Spot on commentary Neo.
This excerpt:
New and expanded refundable tax credits would raise the fraction of taxpayers paying no income taxes to almost 50% from 38%.
I want to comment on that.
Why dear liberal is it ok for the top 10% of income tax payers to pay 71% of the income taxes and the bottom 50% of income tax payers to pay 0% of the income taxes.
Yes, I know the answer, because they can afford it.
Can you consider dear liberal that said policies of increasing the pain on entrepreneurs and investors and job creators makes sure that there is less investment, less jobs and less risk taking. If you want us all to be subservient and dependent on the government there MUST be somebody (private sector) to TAKE from before you can give to the HUGE dependent class that you like to create.
If you want less pain and misery you need to think of policies that reward investment, savings and business ownership.
Why would this country with the second highest corporate tax rate respond well to Obama’s tax rate increases everywhere else. Why would anybody want Obama to succeed in destroying people’s lives?
Fred’s comment outshines the scintillating Neo. Well said, Fred. Thanks.
Gray, perhaps they are experiencing buyer’s remorse.
Only an armed people can be the real bulwark of popular liberty
Good Lord!
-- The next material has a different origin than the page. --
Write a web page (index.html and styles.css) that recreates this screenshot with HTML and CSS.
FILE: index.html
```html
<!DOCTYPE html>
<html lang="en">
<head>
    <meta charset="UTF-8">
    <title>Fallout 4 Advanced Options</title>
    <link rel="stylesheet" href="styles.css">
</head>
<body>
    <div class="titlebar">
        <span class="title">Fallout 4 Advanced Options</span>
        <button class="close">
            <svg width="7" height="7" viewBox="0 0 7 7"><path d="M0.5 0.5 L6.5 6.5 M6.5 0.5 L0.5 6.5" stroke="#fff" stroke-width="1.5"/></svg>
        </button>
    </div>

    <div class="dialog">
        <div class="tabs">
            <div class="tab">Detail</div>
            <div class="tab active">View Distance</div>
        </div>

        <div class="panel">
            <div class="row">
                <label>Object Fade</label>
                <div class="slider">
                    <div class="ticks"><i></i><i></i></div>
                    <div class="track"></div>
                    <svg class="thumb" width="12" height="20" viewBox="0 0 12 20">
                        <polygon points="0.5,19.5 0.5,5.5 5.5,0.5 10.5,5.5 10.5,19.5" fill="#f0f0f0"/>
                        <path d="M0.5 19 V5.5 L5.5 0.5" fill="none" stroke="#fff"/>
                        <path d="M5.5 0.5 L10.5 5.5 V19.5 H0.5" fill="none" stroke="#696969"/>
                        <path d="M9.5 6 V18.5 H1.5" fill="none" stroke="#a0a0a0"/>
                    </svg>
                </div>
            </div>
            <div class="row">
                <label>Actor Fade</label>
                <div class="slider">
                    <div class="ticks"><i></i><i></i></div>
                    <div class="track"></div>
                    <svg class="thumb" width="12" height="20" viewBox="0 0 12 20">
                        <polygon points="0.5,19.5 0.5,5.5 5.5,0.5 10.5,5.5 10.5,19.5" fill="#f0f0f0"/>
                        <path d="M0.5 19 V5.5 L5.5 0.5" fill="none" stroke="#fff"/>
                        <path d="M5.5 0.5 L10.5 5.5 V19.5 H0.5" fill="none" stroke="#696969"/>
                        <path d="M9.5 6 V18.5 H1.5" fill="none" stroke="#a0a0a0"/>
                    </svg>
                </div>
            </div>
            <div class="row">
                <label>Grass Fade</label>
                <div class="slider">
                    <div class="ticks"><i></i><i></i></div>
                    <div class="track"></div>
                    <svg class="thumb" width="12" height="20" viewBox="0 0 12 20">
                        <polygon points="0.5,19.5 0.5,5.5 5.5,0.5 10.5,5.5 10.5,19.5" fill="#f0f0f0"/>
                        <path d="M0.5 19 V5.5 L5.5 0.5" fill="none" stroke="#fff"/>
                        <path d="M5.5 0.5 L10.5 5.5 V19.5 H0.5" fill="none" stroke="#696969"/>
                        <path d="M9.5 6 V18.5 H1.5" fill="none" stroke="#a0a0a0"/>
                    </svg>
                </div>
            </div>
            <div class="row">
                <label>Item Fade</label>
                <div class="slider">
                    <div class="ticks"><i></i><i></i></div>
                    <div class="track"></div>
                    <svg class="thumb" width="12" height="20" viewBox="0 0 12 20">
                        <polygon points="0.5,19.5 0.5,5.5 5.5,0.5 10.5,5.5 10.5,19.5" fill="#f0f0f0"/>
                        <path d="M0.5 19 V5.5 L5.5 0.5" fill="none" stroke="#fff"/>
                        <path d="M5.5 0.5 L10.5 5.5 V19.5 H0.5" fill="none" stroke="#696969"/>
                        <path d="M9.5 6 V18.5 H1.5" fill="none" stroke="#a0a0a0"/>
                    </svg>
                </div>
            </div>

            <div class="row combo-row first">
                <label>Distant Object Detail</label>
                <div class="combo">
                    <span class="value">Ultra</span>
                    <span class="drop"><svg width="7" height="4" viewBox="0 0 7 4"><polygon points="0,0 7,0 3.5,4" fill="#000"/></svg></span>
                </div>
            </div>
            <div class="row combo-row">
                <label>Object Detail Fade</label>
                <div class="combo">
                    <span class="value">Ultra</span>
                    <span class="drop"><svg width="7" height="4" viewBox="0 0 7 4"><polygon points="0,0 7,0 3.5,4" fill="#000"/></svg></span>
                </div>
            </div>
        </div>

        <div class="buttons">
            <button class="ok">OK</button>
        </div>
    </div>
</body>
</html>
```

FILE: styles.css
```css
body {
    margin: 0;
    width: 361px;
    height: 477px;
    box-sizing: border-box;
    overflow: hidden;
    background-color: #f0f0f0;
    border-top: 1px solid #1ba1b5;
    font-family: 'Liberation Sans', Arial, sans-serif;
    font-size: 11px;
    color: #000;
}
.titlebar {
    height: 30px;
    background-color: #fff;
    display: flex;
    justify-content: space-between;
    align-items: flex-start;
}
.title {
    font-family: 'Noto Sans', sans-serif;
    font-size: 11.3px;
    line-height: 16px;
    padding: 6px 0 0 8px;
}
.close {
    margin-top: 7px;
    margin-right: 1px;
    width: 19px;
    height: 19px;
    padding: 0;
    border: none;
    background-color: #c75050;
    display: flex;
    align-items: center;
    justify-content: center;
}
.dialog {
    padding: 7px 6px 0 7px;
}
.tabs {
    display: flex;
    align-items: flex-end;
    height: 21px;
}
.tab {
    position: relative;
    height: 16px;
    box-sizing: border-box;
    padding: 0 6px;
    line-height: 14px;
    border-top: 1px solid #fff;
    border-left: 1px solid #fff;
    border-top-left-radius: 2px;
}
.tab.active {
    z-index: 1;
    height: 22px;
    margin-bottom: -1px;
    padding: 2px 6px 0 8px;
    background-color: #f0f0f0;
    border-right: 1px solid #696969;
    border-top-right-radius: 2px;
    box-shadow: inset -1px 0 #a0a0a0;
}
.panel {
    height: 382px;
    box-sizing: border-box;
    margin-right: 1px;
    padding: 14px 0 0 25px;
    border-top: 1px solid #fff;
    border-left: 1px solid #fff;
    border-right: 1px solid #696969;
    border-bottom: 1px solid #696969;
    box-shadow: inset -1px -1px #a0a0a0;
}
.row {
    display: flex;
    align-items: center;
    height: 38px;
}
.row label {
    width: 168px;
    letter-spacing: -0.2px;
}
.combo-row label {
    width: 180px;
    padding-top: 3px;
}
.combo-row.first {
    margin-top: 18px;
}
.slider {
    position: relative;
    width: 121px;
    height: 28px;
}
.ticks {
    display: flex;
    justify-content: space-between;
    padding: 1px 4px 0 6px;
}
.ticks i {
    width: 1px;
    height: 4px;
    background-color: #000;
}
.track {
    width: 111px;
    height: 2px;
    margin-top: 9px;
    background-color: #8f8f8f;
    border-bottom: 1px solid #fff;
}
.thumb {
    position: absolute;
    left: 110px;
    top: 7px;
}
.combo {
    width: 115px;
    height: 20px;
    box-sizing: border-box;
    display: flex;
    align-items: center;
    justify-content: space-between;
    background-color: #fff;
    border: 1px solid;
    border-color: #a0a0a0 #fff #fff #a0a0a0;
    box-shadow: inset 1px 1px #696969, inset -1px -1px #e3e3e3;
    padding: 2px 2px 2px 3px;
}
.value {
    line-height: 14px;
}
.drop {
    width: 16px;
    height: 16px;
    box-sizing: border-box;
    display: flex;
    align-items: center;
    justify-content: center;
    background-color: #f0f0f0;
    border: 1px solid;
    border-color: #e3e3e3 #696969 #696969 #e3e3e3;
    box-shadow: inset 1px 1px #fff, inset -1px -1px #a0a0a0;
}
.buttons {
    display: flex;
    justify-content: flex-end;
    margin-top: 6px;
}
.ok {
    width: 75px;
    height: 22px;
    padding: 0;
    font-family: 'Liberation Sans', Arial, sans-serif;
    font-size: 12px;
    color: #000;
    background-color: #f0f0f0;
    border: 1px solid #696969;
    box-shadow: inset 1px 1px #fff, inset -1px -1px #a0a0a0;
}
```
I am agreeing with Lenin! Oh well, this time around we get to play the bolsheviks.
To the soon to be 50% that don’t pay taxes: Guess what?
You don’t get to vote either.
When are people going to understand that all money is relative. You can no easier get rid of the poor as you can get rid of rich.
I did a post on this whole tax the rich crap and how in the end its all worthless
Its all Relative
Adgny,
But they do get to vote. That’s the problem.